Show every line in the records below that contains the word "this".

Exercise materials –
- - - - - - -

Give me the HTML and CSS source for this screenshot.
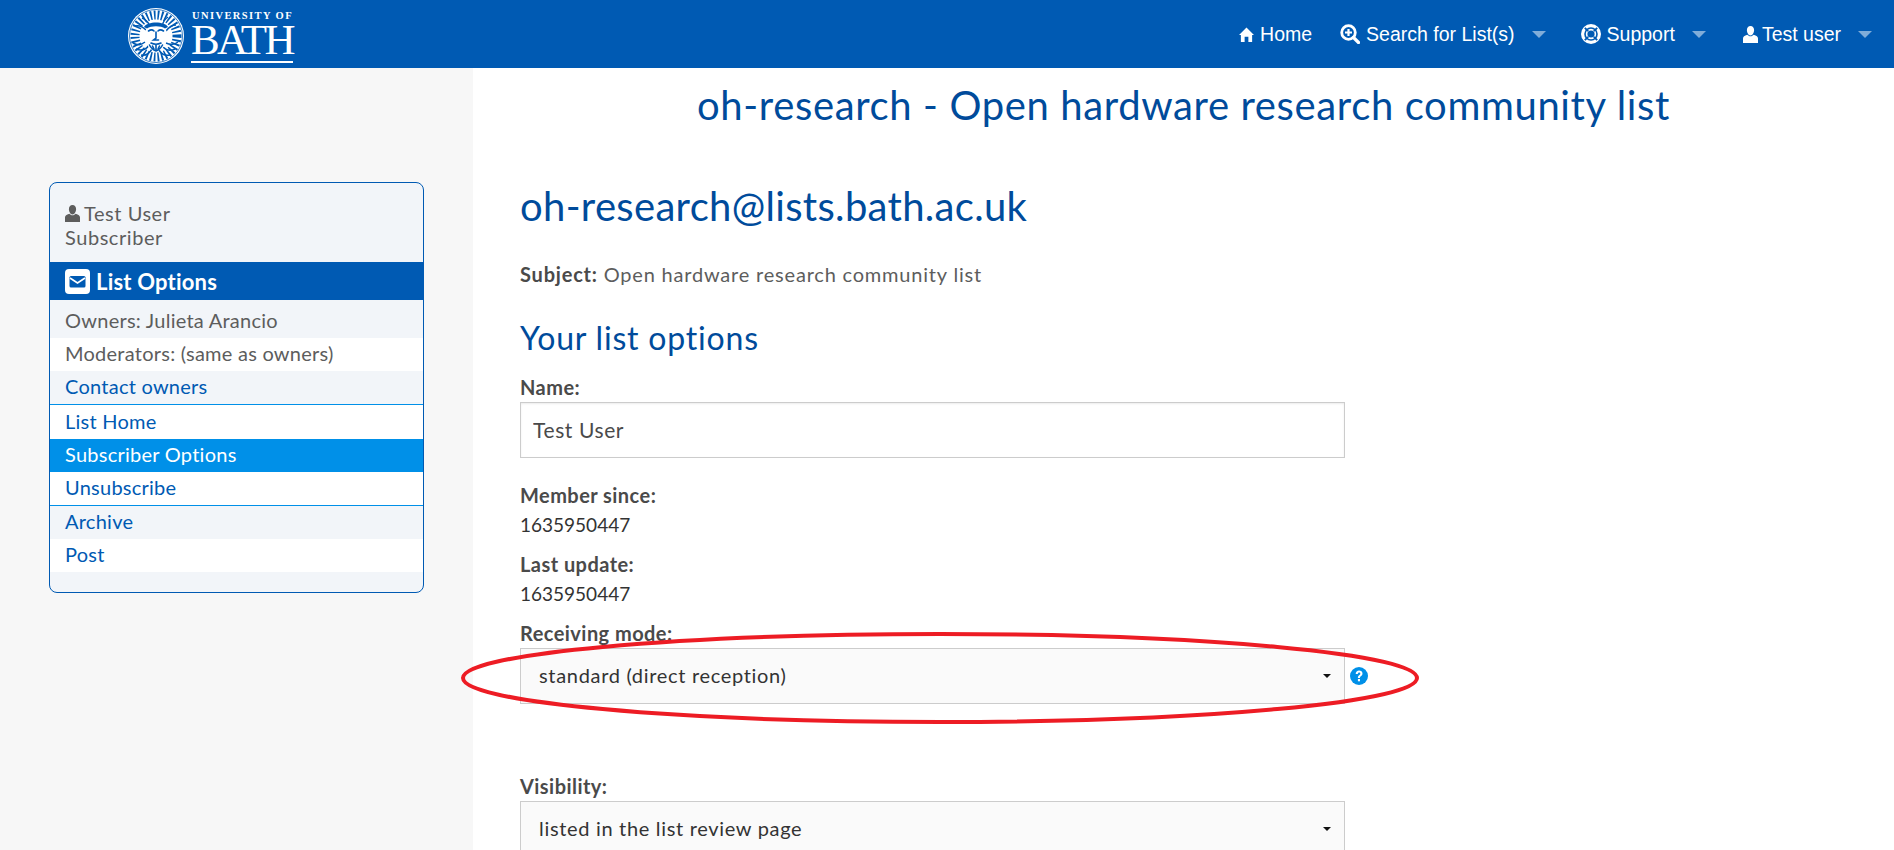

- - - - - - -

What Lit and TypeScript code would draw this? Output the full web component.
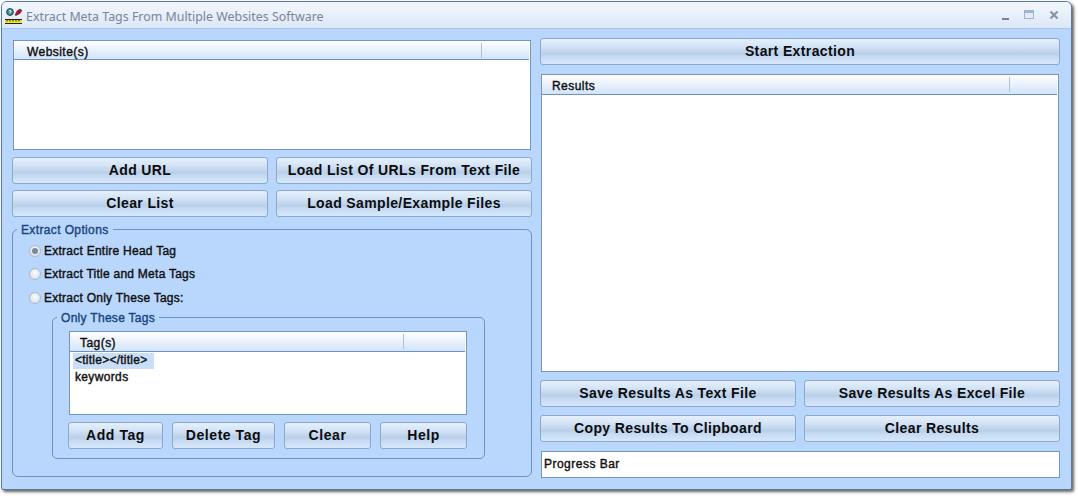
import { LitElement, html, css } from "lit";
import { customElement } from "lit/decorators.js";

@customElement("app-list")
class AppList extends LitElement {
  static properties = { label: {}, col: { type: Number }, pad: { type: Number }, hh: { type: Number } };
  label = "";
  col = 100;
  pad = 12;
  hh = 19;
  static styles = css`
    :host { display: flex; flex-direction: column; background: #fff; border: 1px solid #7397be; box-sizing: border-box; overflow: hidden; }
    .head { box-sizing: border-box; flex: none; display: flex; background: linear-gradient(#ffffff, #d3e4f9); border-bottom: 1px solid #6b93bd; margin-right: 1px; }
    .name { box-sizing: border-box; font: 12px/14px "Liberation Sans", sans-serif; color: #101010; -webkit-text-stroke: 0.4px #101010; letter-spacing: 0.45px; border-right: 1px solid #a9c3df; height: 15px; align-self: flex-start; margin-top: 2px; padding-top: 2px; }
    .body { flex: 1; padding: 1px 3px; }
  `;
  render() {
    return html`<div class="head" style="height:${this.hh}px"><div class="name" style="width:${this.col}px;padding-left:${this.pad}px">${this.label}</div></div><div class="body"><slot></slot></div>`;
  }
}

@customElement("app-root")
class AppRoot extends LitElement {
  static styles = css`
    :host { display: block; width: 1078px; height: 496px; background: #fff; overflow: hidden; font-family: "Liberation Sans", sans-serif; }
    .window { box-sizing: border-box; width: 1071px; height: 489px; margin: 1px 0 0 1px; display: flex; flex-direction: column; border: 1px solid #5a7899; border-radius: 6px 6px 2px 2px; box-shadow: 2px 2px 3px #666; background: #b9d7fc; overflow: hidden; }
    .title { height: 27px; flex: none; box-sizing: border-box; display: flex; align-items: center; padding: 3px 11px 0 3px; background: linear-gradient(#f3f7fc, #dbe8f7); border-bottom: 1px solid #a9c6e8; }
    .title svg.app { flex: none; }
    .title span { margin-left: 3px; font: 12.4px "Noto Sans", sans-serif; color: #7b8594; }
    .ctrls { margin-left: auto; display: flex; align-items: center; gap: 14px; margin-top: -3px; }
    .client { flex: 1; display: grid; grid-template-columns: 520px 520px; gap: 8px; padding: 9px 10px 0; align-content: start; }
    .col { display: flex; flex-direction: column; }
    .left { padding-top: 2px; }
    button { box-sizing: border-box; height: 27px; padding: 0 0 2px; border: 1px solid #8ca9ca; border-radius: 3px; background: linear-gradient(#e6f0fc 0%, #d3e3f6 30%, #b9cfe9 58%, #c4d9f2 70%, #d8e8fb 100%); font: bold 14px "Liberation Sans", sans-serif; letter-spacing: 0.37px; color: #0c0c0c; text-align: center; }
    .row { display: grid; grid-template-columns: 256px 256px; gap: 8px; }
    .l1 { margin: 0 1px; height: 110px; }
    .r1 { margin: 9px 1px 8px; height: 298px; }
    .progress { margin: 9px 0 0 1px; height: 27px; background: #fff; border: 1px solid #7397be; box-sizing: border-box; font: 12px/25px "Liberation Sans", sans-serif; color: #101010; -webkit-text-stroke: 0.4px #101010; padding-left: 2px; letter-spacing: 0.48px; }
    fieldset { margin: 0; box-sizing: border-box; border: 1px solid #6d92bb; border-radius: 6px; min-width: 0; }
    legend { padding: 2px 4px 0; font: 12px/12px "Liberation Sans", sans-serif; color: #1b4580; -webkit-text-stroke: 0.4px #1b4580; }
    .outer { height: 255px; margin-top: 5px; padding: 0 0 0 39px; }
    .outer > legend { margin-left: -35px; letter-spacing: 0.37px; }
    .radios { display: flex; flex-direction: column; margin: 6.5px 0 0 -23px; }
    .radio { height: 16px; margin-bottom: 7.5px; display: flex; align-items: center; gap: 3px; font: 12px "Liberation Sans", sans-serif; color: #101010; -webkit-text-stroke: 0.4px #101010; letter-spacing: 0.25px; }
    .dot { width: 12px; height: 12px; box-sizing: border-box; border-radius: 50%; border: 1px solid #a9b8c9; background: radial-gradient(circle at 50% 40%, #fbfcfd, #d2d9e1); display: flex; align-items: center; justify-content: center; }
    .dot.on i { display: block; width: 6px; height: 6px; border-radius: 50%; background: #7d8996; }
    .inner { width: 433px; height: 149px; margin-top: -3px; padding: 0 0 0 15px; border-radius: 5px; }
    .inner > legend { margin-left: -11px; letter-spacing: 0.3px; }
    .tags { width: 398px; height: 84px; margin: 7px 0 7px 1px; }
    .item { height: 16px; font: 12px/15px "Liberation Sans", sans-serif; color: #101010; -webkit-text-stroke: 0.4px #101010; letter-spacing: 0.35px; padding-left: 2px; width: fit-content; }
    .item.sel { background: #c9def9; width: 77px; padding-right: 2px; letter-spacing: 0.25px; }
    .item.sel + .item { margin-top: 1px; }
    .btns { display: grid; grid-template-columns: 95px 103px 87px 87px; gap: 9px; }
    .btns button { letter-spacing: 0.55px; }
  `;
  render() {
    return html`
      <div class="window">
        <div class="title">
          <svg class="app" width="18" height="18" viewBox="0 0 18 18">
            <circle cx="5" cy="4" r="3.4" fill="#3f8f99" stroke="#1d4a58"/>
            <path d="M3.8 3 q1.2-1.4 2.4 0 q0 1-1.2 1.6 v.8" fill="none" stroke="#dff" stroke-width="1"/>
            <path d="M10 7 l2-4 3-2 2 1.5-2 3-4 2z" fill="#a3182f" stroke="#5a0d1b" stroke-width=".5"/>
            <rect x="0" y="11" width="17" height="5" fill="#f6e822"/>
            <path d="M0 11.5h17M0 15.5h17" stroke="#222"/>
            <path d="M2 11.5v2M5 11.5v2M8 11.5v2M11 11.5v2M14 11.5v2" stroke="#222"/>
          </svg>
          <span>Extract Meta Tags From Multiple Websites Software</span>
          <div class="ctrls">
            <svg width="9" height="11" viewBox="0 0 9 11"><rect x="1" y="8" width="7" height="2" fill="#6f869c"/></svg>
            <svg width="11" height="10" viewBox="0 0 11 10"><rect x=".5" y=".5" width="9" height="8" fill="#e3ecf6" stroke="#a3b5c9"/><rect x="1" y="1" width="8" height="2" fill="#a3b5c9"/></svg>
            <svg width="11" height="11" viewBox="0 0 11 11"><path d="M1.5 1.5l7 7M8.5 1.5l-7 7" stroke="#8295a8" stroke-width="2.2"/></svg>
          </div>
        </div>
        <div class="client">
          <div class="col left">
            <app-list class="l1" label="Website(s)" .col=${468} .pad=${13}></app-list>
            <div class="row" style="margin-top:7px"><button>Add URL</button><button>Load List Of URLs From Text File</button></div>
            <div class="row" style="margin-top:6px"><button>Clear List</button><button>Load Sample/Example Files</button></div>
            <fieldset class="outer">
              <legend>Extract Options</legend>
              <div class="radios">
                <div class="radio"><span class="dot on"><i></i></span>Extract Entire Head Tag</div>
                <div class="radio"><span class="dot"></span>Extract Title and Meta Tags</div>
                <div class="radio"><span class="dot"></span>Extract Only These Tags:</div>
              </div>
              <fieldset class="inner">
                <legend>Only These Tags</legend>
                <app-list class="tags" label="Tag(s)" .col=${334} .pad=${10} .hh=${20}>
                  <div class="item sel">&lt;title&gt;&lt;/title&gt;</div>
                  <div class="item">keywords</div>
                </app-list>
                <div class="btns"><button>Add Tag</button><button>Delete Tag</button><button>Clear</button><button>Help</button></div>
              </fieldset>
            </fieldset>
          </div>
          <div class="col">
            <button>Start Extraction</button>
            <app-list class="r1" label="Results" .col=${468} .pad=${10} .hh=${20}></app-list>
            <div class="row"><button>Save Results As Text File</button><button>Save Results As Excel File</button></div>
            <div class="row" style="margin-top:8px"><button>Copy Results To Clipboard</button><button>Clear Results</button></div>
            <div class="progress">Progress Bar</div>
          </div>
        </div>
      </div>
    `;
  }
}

- - - - - - -

Expected output –
Give me the HTML and CSS source for this screenshot.
What Lit and TypeScript code would draw this? Output the full web component.
    return html`<div class="head" style="height:${this.hh}px"><div class="name" style="width:${this.col}px;padding-left:${this.pad}px">${this.label}</div></div><div class="body"><slot></slot></div>`;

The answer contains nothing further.